Der vertrauliche Schriftverkehr in einem Münchner Prozess gegen zehn türkische Oppositionelle soll an Übersetzungsbüros in die Türkei weitergereicht worden sein. Die Verteidiger beantragen eine Aussetzung des Verfahrens.

München - Im Münchner Prozess gegen zehn türkische Oppositionelle sind offenbar einige der streng vertraulichen Briefe zwischen Verteidigern und Angeklagten in die Türkei gelangt. Diesen Vorwurf erheben die Anwälte der zehn kurdisch- und türkischstämmige Männer und Frauen, die sich seit Juni vor dem Oberlandesgericht wegen angeblicher Mitgliedschaft in einer ausländischen terroristischen Vereinigung verantworten müssen. Da die Weitergabe der sogenannten Verteidigerpost das Gericht zu verantworten habe, haben die Anwälte eine Aussetzung des Verfahrens bis zur Aufklärung des Vorganges beantragt.

 

Einschränkungen aus RAF-Zeiten

In Terrorismusverfahren unterliegt die Arbeit der Verteidiger erheblichen Einschränkungen, die noch aus der Zeit der RAF-Prozesse stammen. So sind Anwälte und Angeklagte bei Gesprächen durch eine Glasscheibe getrennt. Zudem wird der – in anderen Verfahren absolut geschützte – Schriftverkehr zwischen ihnen, die Verteidigerpost, von einem Kontrollrichter mitgelesen. In dem Münchner Prozess ist nun herausgekommen, dass der eingesetzte Kontrollrichter die überwiegend in türkischer Sprache verfasste Verteidigerpost in externen Büros ins Deutsche übersetzen ließ. Darunter befanden sich auch unvereidigte, also nicht zur Verschwiegenheit verpflichtete Dolmetscher. Nachforschungen der Anwälte ergaben zudem, dass in den Büros mitunter Kopien der vertraulichen Schriftstücke aufbewahrt wurden. Und es stellte sich heraus, dass ein Teil der Verteidigerpost offensichtlich von den beauftragten Dolmetschern an besonders billige Übersetzungsbüros in der Türkei weitergeleitet worden ist.
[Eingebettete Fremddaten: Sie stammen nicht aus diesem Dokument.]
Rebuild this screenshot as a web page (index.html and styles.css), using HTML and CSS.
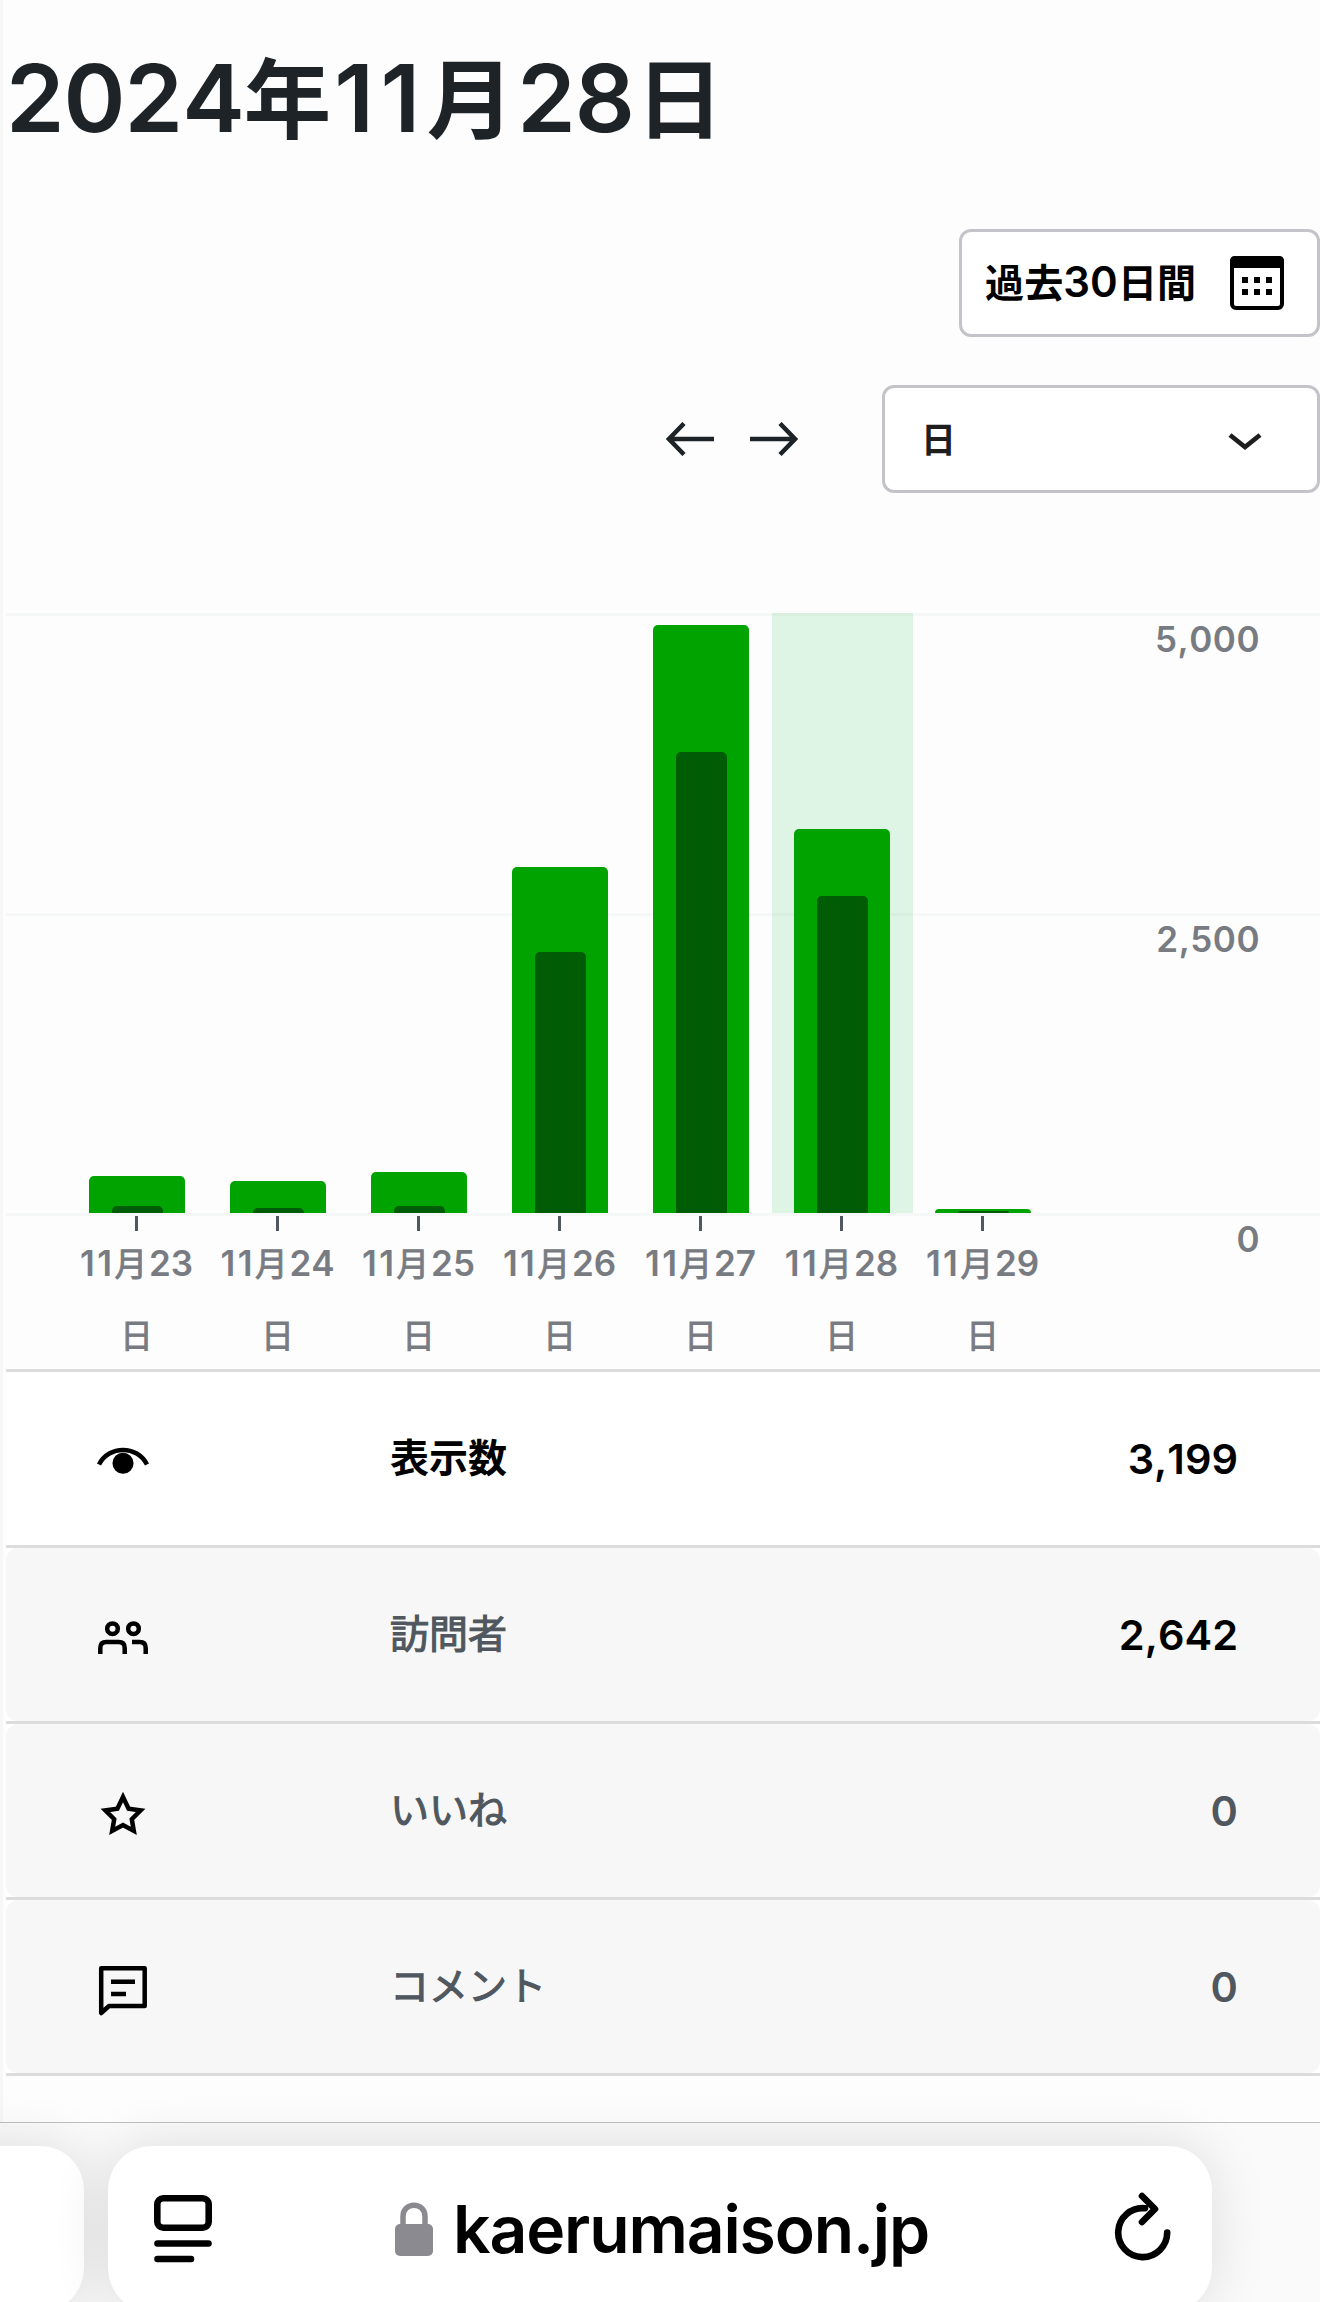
FILE: index.html
```html
<!DOCTYPE html>
<html lang="ja">
<head>
    <meta charset="utf-8">
    <title>2024年11月28日</title>
    <link rel="stylesheet" href="styles.css">
</head>
<body>
    <main class="stats">
        <h1>2024<i>年</i><b>11</b><i>月</i>28<i>日</i></h1>

        <div class="toolbar">
            <button class="control range">
                <span><i>過去</i>30<i>日間</i></span>
                <svg class="calendar" viewBox="0 0 54 54">
                    <rect x="2" y="2" width="50" height="50" rx="4" fill="none" stroke="#000" stroke-width="4"/>
                    <path d="M0 12V5q0-5 5-5h44q5 0 5 5v7z"/>
                    <path d="M12 21h6v6h-6zM24 21h6v6h-6zM36 21h6v6h-6zM12 33h6v6h-6zM24 33h6v6h-6zM36 33h6v6h-6z"/>
                </svg>
            </button>
        </div>

        <div class="toolbar period">
            <div class="arrows">
                <svg viewBox="0 0 48 34"><path d="M48 17H3M18 1.5L3 17L18 32.5"/></svg>
                <svg viewBox="0 0 48 34"><path d="M0 17H45M30 1.5L45 17L30 32.5"/></svg>
            </div>
            <button class="control select">
                <span>日</span>
                <svg class="chevron" viewBox="0 0 34 20"><path d="M2 2L17 14L32 2"/></svg>
            </button>
        </div>

        <section class="chart">
            <div class="plot">
                <div class="bars">
                    <div class="day"><div class="bar" style="height: 37.5px"><div class="visitors" style="height: 7.5px"></div></div></div>
                    <div class="day"><div class="bar" style="height: 31.7px"><div class="visitors" style="height: 5.5px"></div></div></div>
                    <div class="day"><div class="bar" style="height: 41px"><div class="visitors" style="height: 6.7px"></div></div></div>
                    <div class="day"><div class="bar" style="height: 346px"><div class="visitors" style="height: 261px"></div></div></div>
                    <div class="day"><div class="bar" style="height: 587.7px"><div class="visitors" style="height: 461px"></div></div></div>
                    <div class="day selected"><div class="bar" style="height: 384px"><div class="visitors" style="height: 317.4px"></div></div></div>
                    <div class="day"><div class="bar" style="height: 4px"><div class="visitors" style="height: 2px"></div></div></div>
                </div>
                <div class="scale">
                    <span>5,000</span>
                    <span>2,500</span>
                    <span>0</span>
                </div>
            </div>
            <div class="dates">
                <span><b>11</b><i>月</i>23<br><i>日</i></span>
                <span><b>11</b><i>月</i>24<br><i>日</i></span>
                <span><b>11</b><i>月</i>25<br><i>日</i></span>
                <span><b>11</b><i>月</i>26<br><i>日</i></span>
                <span><b>11</b><i>月</i>27<br><i>日</i></span>
                <span><b>11</b><i>月</i>28<br><i>日</i></span>
                <span><b>11</b><i>月</i>29<br><i>日</i></span>
            </div>
        </section>

        <ul class="tabs">
            <li class="active">
                <svg viewBox="0 0 72 72"><path d="M12 40.5C22 21 50 21 60 40.5"/><circle cx="36" cy="39.3" r="8.3" fill="#000"/></svg>
                <span class="label">表示数</span>
                <span class="value">3,199</span>
            </li>
            <li class="filled">
                <svg viewBox="0 0 72 72">
                    <circle cx="25.5" cy="28.7" r="5.3"/>
                    <circle cx="46.5" cy="28.7" r="5.3"/>
                    <path d="M13.3 54V48Q13.3 42 19.3 42H31.7Q37.7 42 37.7 48V54M45 42H52.7Q58.7 42 58.7 48V54"/>
                </svg>
                <span class="label">訪問者</span>
                <span class="value">2,642</span>
            </li>
            <li>
                <svg viewBox="0 0 72 72"><path d="M36 21l5.6 11.8 12 1.6-8.8 8.8 2 11.7L36 49l-10.800 5.900 2-11.700-8.800-8.800 12-1.600z"/></svg>
                <span class="label">いいね</span>
                <span class="value">0</span>
            </li>
            <li>
                <svg viewBox="0 0 72 72"><path d="M14.2 16.300H57.700V54H22L14.200 61zM24 29.700H48M24 42H39" stroke-linejoin="round"/></svg>
                <span class="label">コメント</span>
                <span class="value">0</span>
            </li>
        </ul>
    </main>

    <footer class="browser">
        <div class="tab previous"></div>
        <div class="tab address">
            <svg class="reader" viewBox="0 0 58 68"><rect x="3.3" y="3.3" width="51.4" height="29.4" rx="6"/><path d="M3.5 48.5H54.5M3.5 64H37"/></svg>
            <div class="host">
                <svg class="lock" viewBox="0 0 38 54"><rect y="22" width="38" height="32" rx="5"/><path d="M8 24V14.5C8 -.5 30 -.5 30 14.5V24" fill="none" stroke="#8b8a91" stroke-width="5.5"/></svg>
                <span>kaerumaison.jp</span>
            </div>
            <svg class="reload" viewBox="0 0 58 70"><path d="M31 16.2A24.5 24.5 0 1 0 53.2 40.5M28 4L41 17L28 30"/></svg>
        </div>
    </footer>
</body>
</html>
```

FILE: styles.css
```css
* {
    box-sizing: border-box;
}
body {
    margin: 0;
    width: 1320px;
    height: 2302px;
    overflow: hidden;
    background-color: #fdfdfd;
    color: #000000;
    font-family: Inter, "Noto Sans CJK JP", sans-serif;
    font-kerning: none;
}
/* kanji run slightly smaller than the digits */
i {
    font-size: 0.93em;
    font-style: normal;
    line-height: 1;
}
/* the narrow ones get some air */
b {
    font-weight: inherit;
    letter-spacing: 0.07em;
}
.stats {
    height: 2122px;
    padding-left: 3px;
    border-left: 3px solid #f7f7f7;
}
h1 {
    margin: 0;
    height: 229px;
    padding: 41px 0 0 0;
    color: #1d2327;
    font-size: 94px;
    line-height: 114px;
    font-weight: 600;
    letter-spacing: -1px;
    white-space: nowrap;
}
h1 i {
    margin-right: 4px;
}
h1 i:last-child {
    margin-left: 2px;
}
.toolbar {
    display: flex;
    justify-content: flex-end;
    height: 108px;
}
.control {
    display: flex;
    align-items: center;
    justify-content: space-between;
    height: 108px;
    border: 3px solid #c3c3c9;
    border-radius: 12px;
    background-color: #ffffff;
    color: #000000;
    font-family: inherit;
    font-size: 42px;
    font-weight: 600;
}
.control span {
    margin-top: -4px;
}
.range {
    width: 361px;
    padding: 0 33px 0 23px;
}
.range span {
    letter-spacing: 0.1px;
}
.calendar {
    width: 54px;
    height: 54px;
}
.period {
    margin-top: 48px;
}
.arrows {
    display: flex;
    align-items: center;
    gap: 36px;
    margin-right: 84px;
}
.arrows svg {
    width: 48px;
    height: 34px;
    fill: none;
    stroke: #1d2327;
    stroke-width: 4.5;
}
.select {
    width: 438px;
    padding: 0 55px 0 36px;
    color: #1e1e1e;
    font-size: 35px;
}
.chevron {
    width: 34px;
    height: 20px;
    margin-top: 8px;
    fill: none;
    stroke: #1e1e1e;
    stroke-width: 4.8;
}
.chart {
    height: 756px;
    margin-top: 120px;
    color: #787c82;
    font-size: 35px;
    font-weight: 600;
}
.plot {
    display: flex;
    justify-content: space-between;
    height: 603px;
    padding: 0 60px 0 61px;
    background: repeating-linear-gradient(#f6f7f7 0 3px, transparent 3px 300px);
}
.bars {
    display: flex;
    height: 600px;
}
.day {
    display: flex;
    align-items: flex-end;
    width: 141px;
    padding-left: 22px;
}
.selected {
    background-color: rgba(0, 180, 60, 0.12);
}
.bar {
    display: flex;
    align-items: flex-end;
    width: 96px;
    padding-left: 22.5px;
    border-radius: 5px 5px 0 0;
    background-color: #00a300;
}
.visitors {
    width: 51px;
    border-radius: 5px 5px 0 0;
    background-color: #005c05;
}
.scale {
    text-align: right;
    letter-spacing: 0.5px;
}
.scale span {
    display: block;
    height: 300px;
    padding-top: 4px;
    line-height: 44px;
}
.dates {
    display: flex;
    padding-left: 60px;
}
.dates span {
    width: 141px;
    text-align: center;
    line-height: 72px;
}
.dates span::before {
    content: "";
    display: block;
    width: 3px;
    height: 15px;
    margin: 0 auto -4px;
    background-color: #50575e;
}
.dates i {
    font-weight: 400;
    -webkit-text-stroke: 0.9px #787c82;
}
.dates b + i {
    margin-right: 2px;
}
.tabs {
    margin: 0;
    padding: 0;
    list-style: none;
    border-top: 3px solid #dcdcdc;
}
.tabs li {
    display: flex;
    align-items: center;
    height: 176px;
    padding: 0 82px 0 81px;
    border-bottom: 3px solid #dcdcdc;
    background: #ffffff;
    color: #50575e;
    font-size: 39px;
    font-weight: 400;
    position: relative;
    z-index: 0;
}
.tabs li:not(.active)::before {
    content: "";
    position: absolute;
    inset: 0;
    z-index: -1;
    border-radius: 12px;
    background-color: #f7f7f7;
}
.tabs svg {
    width: 72px;
    height: 72px;
    margin-top: 3px;
    fill: none;
    stroke: #000000;
    stroke-width: 4.5;
}
.label {
    flex: 1;
    margin: -7px 0 0 231px;
    -webkit-text-stroke: 1.1px #50575e;
}
.value {
    font-size: 41.5px;
    font-weight: 600;
}
.tabs .active {
    color: #000000;
    font-weight: 600;
}
.active .label {
    -webkit-text-stroke: 0;
}
.filled .value {
    color: #000000;
}
.browser {
    display: flex;
    gap: 24px;
    height: 180px;
    padding-top: 23px;
    border-top: 1px solid #bfbfc2;
    background-color: #fafafa;
}
.tab {
    flex: none;
    height: 166px;
    border-radius: 44px;
    background-color: #ffffff;
    box-shadow: 0 0 56px rgba(0, 0, 0, 0.12);
}
.previous {
    width: 184px;
    margin-left: -100px;
}
.address {
    display: flex;
    align-items: center;
    justify-content: space-between;
    width: 1104px;
    padding: 0 40px 0 46px;
}
.reader {
    width: 58px;
    height: 68px;
    fill: none;
    stroke: #000000;
    stroke-width: 6.6;
    stroke-linecap: round;
}
.host {
    display: flex;
    align-items: center;
    gap: 20px;
    margin-right: 2px;
    font-size: 66px;
    font-weight: 600;
    letter-spacing: -1.15px;
}
.lock {
    width: 38px;
    height: 54px;
    fill: #8b8a91;
}
.reload {
    width: 58px;
    height: 70px;
    margin-top: -4px;
    fill: none;
    stroke: #000000;
    stroke-width: 6.6;
    stroke-linecap: round;
    stroke-linejoin: round;
}
```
Damit bestehe die Gefahr, dass die Sicherheitsbehörden in der Türkei Zugriff auf die streng vertrauliche Kommunikation erhalten haben, sagt der Berliner Rechtsanwalt Peer Stolle, der in dem Münchner Prozess einen Angeklagten vertritt. „Dann lässt sich aber auch nicht ausschließen, dass Ankara Informationen aus der Verteidigerpost auch an deutsche Behörden weitergibt“, sagt er. Kritik am Gericht äußerte auch die Berliner Rechtsanwältin Antonia von der Behrens: „Aus Kostengründen werden elementare rechtsstaatliche Prinzipien über Bord geworfen“, sagte sie. Ein faires Verfahren sei nun nicht mehr möglich. Zusammen mit ihren Verteidigerkollegen fordert sie neben der Aussetzung des Verfahrens auch eine Aufhebung des Kontrollrichtereinsatzes.

Ermittlungsergebnisse aus der Türkei

In dem unter Juristen und Politikern umstrittenen Prozess wird den zehn Angeklagten,die seit Jahren in Deutschland im Exil leben und sich hierzulande nicht politisch betätigen, Mitgliedschaft in der türkischen kommunistischen Partei TKP/ML vorgeworfen, die einzig in der Türkei als terroristische Organisation eingestuft ist. In Deutschland ist sie hingegen nicht verboten und findet sich auch nicht auf internationalen Terrorlisten. Damit die deutsche Bundesanwaltschaft die Angeklagten wegen Mitgliedschaft in einer ausländischen terroristischen Vereinigung verfolgen konnte, bedurfte es daher einer ausdrücklichen Strafverfolgungsermächtigung durch das Bundesjustizministerium. Das Verfahren gilt als juristisch heikel, stützt sich die Bundesanwaltschaft in ihrer Anklage doch im Wesentlichen auf Ermittlungsergebnisse der türkischen Behörden. Ob diese Erkenntnisse rechtsstaatswidrig zustande gekommen sind, etwa unter Anwendung von Folter oder durch politische Einflussnahme, wird in dem Münchner Prozess auch eine Rolle spielen.